> **Written task**: Copy each line below that contains "this".

◇ ◇ ◇ ◇ ◇

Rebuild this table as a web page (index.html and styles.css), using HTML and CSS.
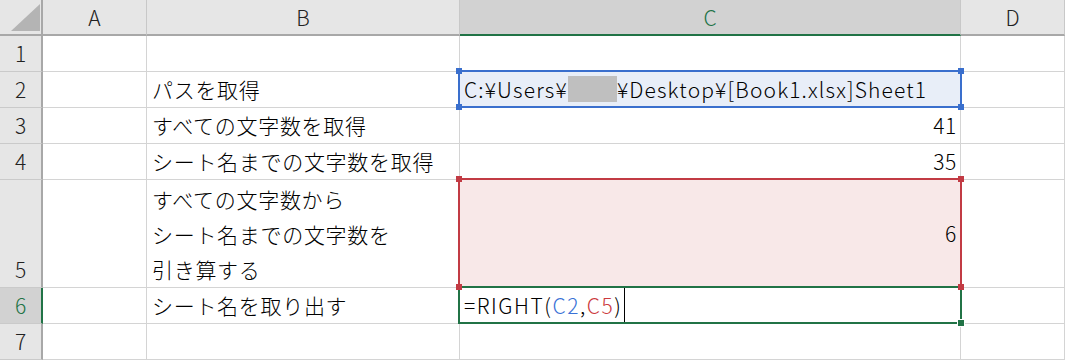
FILE: index.html
```html
<!DOCTYPE html>
<html lang="ja">
<head>
  <meta charset="UTF-8">
  <meta name="viewport" content="width=device-width, initial-scale=1.0">
  <title>Book1 - Sheet1</title>
  <link rel="stylesheet" href="styles.css">
</head>
<body>

  <div class="sheet">
    <!-- 見出し行 -->
    <div class="corner">
      <svg width="41" height="34" viewBox="0 0 41 34"><polygon points="11,31 40,31 40,4" fill="#b4b4b4"/></svg>
    </div>
    <div class="hd">A</div>
    <div class="hd">B</div>
    <div class="hd active">C</div>
    <div class="hd">D</div>

    <!-- 1 -->
    <div class="rh">1</div>
    <div class="c"></div>
    <div class="c"></div>
    <div class="c"></div>
    <div class="c"></div>

    <!-- 2 -->
    <div class="rh">2</div>
    <div class="c"></div>
    <div class="c">パスを取得</div>
    <div class="c ref-blue latin">C:¥Users¥<span class="masked"></span>¥Desktop¥[Book1.xlsx]Sheet1
      <div class="sel blue"><span class="h tl"></span><span class="h tr"></span><span class="h bl"></span><span class="h br"></span></div>
    </div>
    <div class="c"></div>

    <!-- 3 -->
    <div class="rh">3</div>
    <div class="c"></div>
    <div class="c">すべての文字数を取得</div>
    <div class="c num">41</div>
    <div class="c"></div>

    <!-- 4 -->
    <div class="rh">4</div>
    <div class="c"></div>
    <div class="c">シート名までの文字数を取得</div>
    <div class="c num">35</div>
    <div class="c"></div>

    <!-- 5 -->
    <div class="rh">5</div>
    <div class="c"></div>
    <div class="c lines">
      <div>すべての文字数から</div>
      <div>シート名までの文字数を</div>
      <div>引き算する</div>
    </div>
    <div class="c num mid ref-red">6
      <div class="sel red"><span class="h tl"></span><span class="h tr"></span><span class="h bl"></span><span class="h br"></span></div>
    </div>
    <div class="c"></div>

    <!-- 6 -->
    <div class="rh active">6</div>
    <div class="c"></div>
    <div class="c">シート名を取り出す</div>
    <div class="c editing">=RIGHT(<span class="t-blue">C2</span>,<span class="t-red">C5</span>)<span class="caret"></span>
      <div class="sel green"><span class="h br"></span></div>
    </div>
    <div class="c"></div>

    <!-- 7 -->
    <div class="rh">7</div>
    <div class="c"></div>
    <div class="c"></div>
    <div class="c"></div>
    <div class="c"></div>
  </div>

</body>
</html>
```

FILE: styles.css
```css
body {
  margin: 0;
  font-family: "Noto Sans CJK JP", sans-serif;
  font-size: 21px;
  font-weight: 300;
  color: #000;
  background-color: #fff;
  overflow: hidden;
}
.sheet {
  display: grid;
  grid-template-columns: 43px 104px 313px 501px 104px;
  grid-template-rows: 36px 36px 36px 36px 36px 108px 36px 36px;
}
.sheet > div {
  box-sizing: border-box;
}

/* 見出し */
.corner, .hd, .rh {
  background-color: #e6e6e6;
  color: #222;
}
.corner {
  border-right: 2px solid #a8a8a8;
  border-bottom: 2px solid #a8a8a8;
}
.corner svg {
  display: block;
}
.hd {
  display: flex;
  align-items: center;
  justify-content: center;
  border-right: 1px solid #c8c8c8;
  border-bottom: 2px solid #a8a8a8;
}
.rh {
  display: flex;
  align-items: flex-end;
  justify-content: center;
  line-height: 35px;
  border-right: 2px solid #a8a8a8;
  border-bottom: 1px solid #cacaca;
}
.hd.active, .rh.active {
  background-color: #d2d2d2;
  color: #217346;
}
.hd.active {
  border-bottom-color: #217346;
}
.rh.active {
  border-right-color: #217346;
}

/* セル */
.c {
  display: flex;
  align-items: flex-end;
  line-height: 35px;
  letter-spacing: 0.7px;
  padding: 0 3px 0 5px;
  white-space: nowrap;
  border-right: 1px solid #d4d4d4;
  border-bottom: 1px solid #d4d4d4;
}
.c.num {
  justify-content: flex-end;
}
.c.mid {
  align-items: center;
}
.c.lines {
  flex-direction: column;
  justify-content: flex-end;
  align-items: flex-start;
}
.c.latin {
  letter-spacing: 1.15px;
}
.ref-blue {
  background-color: #e8eef8;
}
.ref-red {
  background-color: #f8e8e8;
}
.ref-blue, .ref-red, .editing {
  position: relative;
  padding-left: 4px;
}
.editing {
  letter-spacing: 1.55px;
}
.masked {
  display: inline-block;
  width: 49px;
  height: 26px;
  margin-bottom: 5px;
  background-color: #bfbfbf;
}
.t-blue { color: #3a72d6; }
.t-red { color: #cc3a3e; }
.caret {
  display: inline-block;
  width: 1px;
  height: 35px;
  margin-left: 1px;
  background-color: #000;
}

/* 選択枠 */
.sel {
  position: absolute;
  top: -2px;
  left: -2px;
  right: -2px;
  bottom: -1px;
  border: 2px solid;
}
.sel.blue { border-color: #3a6fcd; }
.sel.red { border-color: #c23b44; }
.sel.green { border-color: #217346; }
.sel .h {
  position: absolute;
  width: 6px;
  height: 6px;
  z-index: 2;
}
.sel.blue .h { background-color: #3a6fcd; }
.sel.red .h { background-color: #c23b44; }
.sel.green .h {
  background-color: #217346;
  outline: 1px solid #fff;
}
.h.tl { top: -4px; left: -4px; }
.h.tr { top: -4px; right: -4px; }
.h.bl { bottom: -4px; left: -4px; }
.h.br { bottom: -4px; right: -4px; }
```
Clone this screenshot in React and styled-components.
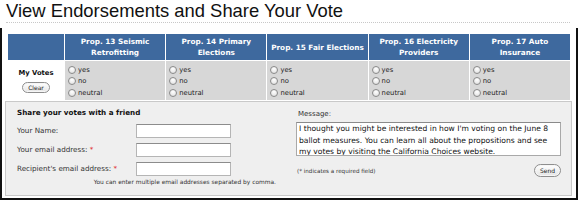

◇ ◇ ◇ ◇ ◇

> **Task solution**:
Rebuild this table as a web page (index.html and styles.css), using HTML and CSS.
Clone this screenshot in React and styled-components.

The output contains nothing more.